> **What you will do**:
From the listing below, select every line where the word "TypeScript" appears.

> **Given data**:
####

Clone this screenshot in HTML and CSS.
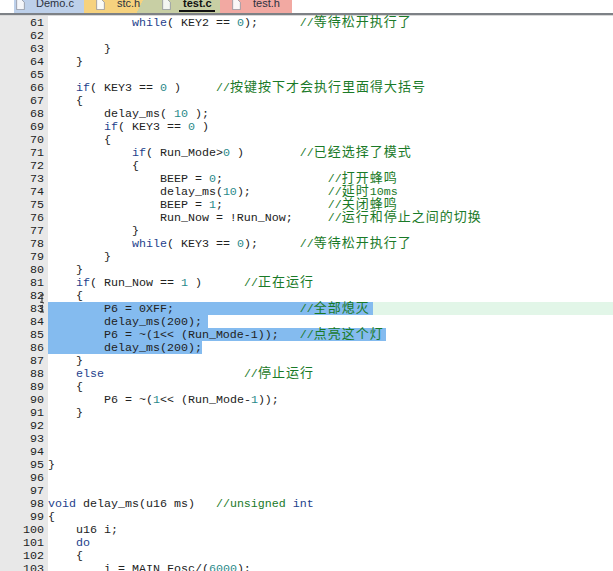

####

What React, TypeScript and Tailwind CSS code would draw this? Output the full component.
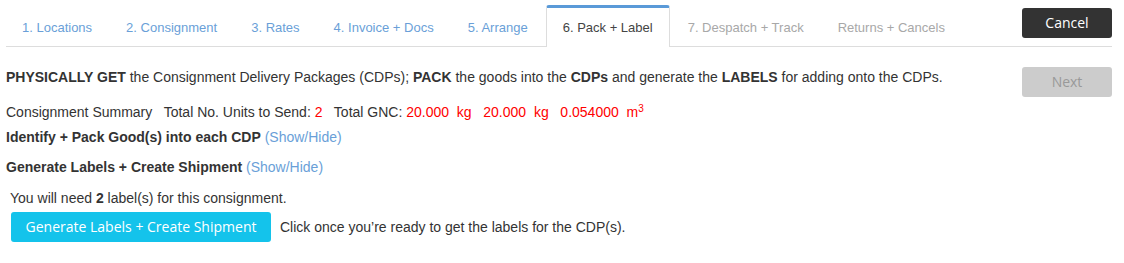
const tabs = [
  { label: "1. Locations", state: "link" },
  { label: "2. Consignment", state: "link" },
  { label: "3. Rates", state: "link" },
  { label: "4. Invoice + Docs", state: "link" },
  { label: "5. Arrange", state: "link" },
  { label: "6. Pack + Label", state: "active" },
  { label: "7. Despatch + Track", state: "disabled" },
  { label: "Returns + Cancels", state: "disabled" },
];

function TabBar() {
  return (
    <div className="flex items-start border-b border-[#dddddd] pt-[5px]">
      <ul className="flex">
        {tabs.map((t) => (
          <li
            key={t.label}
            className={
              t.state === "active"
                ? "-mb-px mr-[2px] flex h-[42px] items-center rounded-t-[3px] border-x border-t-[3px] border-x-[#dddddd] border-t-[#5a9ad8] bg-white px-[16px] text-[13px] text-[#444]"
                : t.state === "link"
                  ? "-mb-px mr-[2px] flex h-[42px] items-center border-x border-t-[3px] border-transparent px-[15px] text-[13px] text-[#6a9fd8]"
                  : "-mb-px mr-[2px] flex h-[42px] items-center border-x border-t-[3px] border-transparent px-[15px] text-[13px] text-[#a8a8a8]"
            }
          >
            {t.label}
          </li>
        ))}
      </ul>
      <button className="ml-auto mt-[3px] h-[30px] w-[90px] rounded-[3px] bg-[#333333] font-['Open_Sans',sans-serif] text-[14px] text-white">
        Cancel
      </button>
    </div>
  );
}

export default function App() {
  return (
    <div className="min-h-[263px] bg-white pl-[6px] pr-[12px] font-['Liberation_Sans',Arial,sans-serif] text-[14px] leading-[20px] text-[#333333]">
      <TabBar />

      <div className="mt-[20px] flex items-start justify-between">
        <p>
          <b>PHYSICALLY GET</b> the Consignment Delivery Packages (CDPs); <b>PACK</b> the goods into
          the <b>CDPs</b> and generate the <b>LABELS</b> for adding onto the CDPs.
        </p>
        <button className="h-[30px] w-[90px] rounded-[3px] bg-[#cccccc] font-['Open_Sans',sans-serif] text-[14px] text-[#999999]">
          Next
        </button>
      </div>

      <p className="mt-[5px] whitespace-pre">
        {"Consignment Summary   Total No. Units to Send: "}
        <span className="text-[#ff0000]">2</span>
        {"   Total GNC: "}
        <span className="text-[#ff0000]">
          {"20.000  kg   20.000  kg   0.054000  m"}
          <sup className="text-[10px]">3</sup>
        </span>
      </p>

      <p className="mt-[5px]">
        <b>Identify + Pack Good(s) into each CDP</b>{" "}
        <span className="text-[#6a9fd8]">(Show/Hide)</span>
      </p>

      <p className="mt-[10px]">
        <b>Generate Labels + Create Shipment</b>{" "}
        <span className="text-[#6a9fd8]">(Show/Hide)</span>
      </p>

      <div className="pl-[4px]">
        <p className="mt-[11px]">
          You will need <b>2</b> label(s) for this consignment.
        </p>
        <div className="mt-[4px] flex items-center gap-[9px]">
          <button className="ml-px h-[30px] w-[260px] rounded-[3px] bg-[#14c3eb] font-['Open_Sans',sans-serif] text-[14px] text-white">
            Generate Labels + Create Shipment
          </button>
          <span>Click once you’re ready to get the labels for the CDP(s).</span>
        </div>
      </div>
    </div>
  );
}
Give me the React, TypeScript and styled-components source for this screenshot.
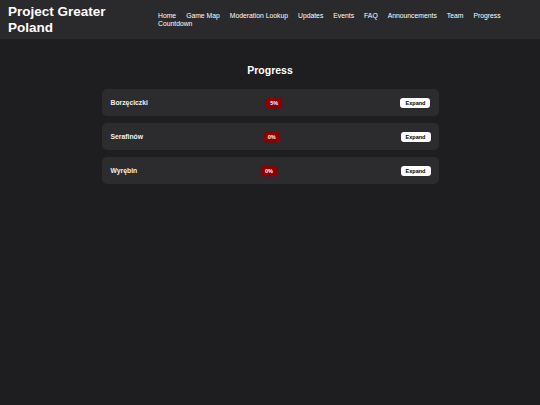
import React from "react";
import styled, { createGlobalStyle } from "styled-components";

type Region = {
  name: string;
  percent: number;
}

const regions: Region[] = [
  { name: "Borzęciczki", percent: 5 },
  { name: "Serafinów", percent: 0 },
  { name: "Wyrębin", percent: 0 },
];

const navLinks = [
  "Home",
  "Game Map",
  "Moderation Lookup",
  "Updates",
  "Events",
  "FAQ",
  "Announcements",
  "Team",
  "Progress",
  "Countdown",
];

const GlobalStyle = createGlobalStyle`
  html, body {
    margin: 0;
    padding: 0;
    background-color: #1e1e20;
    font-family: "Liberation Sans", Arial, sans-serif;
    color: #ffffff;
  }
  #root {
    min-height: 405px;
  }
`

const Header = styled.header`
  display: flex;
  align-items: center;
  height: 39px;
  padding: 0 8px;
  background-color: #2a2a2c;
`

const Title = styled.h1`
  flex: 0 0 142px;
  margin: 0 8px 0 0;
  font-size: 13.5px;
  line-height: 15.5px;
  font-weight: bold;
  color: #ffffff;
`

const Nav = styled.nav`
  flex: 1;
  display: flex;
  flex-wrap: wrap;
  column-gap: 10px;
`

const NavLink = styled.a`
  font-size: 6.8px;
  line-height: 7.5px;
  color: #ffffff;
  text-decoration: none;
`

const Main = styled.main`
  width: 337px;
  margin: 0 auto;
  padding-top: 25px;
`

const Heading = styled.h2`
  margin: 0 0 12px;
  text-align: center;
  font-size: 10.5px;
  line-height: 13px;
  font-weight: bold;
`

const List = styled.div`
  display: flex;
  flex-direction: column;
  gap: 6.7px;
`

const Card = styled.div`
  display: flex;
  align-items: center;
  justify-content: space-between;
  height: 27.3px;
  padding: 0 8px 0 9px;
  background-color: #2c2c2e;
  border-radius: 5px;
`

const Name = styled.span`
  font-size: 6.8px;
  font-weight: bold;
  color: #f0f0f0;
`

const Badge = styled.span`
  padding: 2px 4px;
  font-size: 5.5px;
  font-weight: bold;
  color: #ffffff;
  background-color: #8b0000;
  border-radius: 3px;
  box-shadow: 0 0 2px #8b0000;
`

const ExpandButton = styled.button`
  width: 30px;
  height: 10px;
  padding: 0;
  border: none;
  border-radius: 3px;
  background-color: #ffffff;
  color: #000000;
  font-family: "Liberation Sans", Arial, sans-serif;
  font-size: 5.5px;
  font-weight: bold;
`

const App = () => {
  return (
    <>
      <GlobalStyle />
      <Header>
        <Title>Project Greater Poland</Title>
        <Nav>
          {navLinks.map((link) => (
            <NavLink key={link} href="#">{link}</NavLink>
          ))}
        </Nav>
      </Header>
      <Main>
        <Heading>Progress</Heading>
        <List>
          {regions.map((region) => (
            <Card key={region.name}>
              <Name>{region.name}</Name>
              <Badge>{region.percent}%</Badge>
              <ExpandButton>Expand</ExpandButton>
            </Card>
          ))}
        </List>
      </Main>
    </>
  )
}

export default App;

####

> **Solution for this exercise**:
What React, TypeScript and Tailwind CSS code would draw this? Output the full component.
Give me the React, TypeScript and styled-components source for this screenshot.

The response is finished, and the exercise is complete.